Analytical Uncertainty-Based Loss Weighting in Multi-Task Learning
Lukas Kirchdorfer, Cathrin Elich, Simon Kutsche, Heiner Stuckenschmidt, Lukas Schott, Jan M. Köhler
TL;DR
The paper tackles the problem of balancing task losses in multi-task learning by deriving Soft Optimal Uncertainty Weighting (UW-SO), which uses an analytically optimal inverse-loss weighting (UW-O) tempered by a softmax with temperature $T$ to produce normalized task weights. UW-SO aims to match the performance of the combinatorially expensive Scalarization method while remaining computationally efficient, and it demonstrates strong, consistent improvements across NYUv2, Cityscapes, and CelebA with multiple architectures. Key findings show that untuned loss weighting offers substantial gains on smaller models but that larger networks diminish these gains, while learning-rate tuning is critical and weight-decay effects are relatively modest; UW-SO also mitigates UW’s inertia and overfitting tendencies. The work provides a practical, scalable weighting scheme for practitioners and outlines a comprehensive benchmark, including ablations on temperature, oscillations, and cross-dataset performance, with guidance on hyperparameter strategies and future directions for automating temperature selection.
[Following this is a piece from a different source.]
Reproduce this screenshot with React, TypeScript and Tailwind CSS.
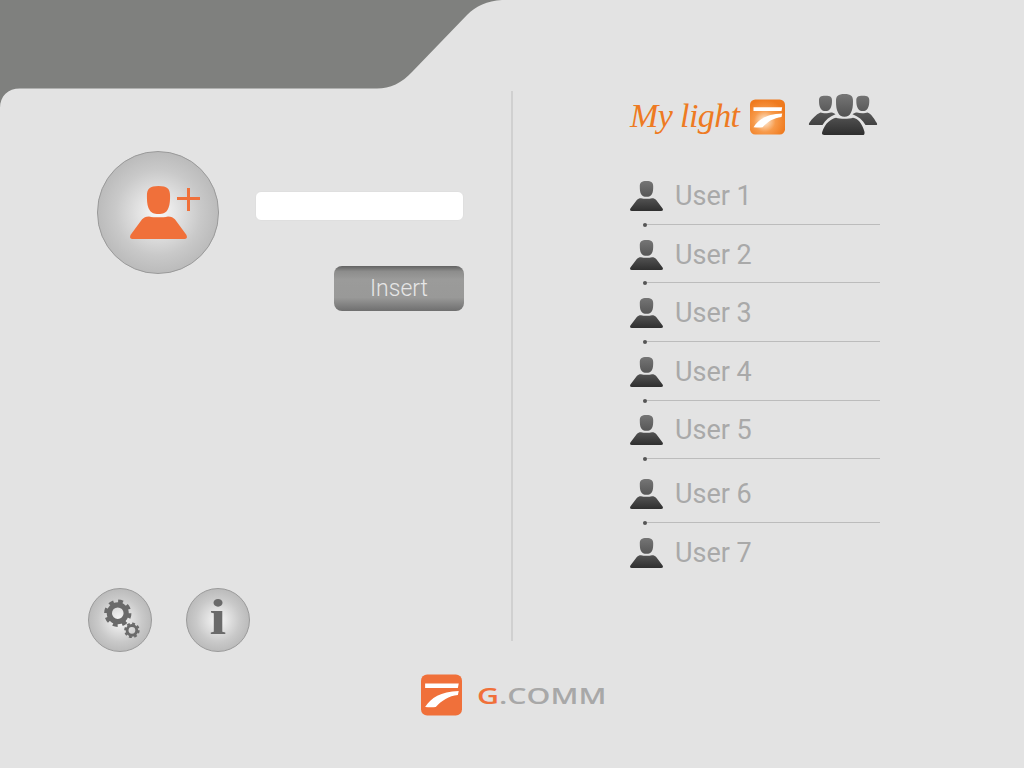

The proposed method thereby contributes a theoretically grounded, easily tunable approach to loss balancing that improves MTL performance without incurring the heavy computational cost of exhaustive weight searches.
Abstract
With the rise of neural networks in various domains, multi-task learning (MTL) gained significant relevance. A key challenge in MTL is balancing individual task losses during neural network training to improve performance and efficiency through knowledge sharing across tasks. To address these challenges, we propose a novel task-weighting method by building on the most prevalent approach of Uncertainty Weighting and computing analytically optimal uncertainty-based weights, normalized by a softmax function with tunable temperature. Our approach yields comparable results to the combinatorially prohibitive, brute-force approach of Scalarization while offering a more cost-effective yet high-performing alternative. We conduct an extensive benchmark on various datasets and architectures. Our method consistently outperforms six other common weighting methods. Furthermore, we report noteworthy experimental findings for the practical application of MTL. For example, larger networks diminish the influence of weighting methods, and tuning the weight decay has a low impact compared to the learning rate.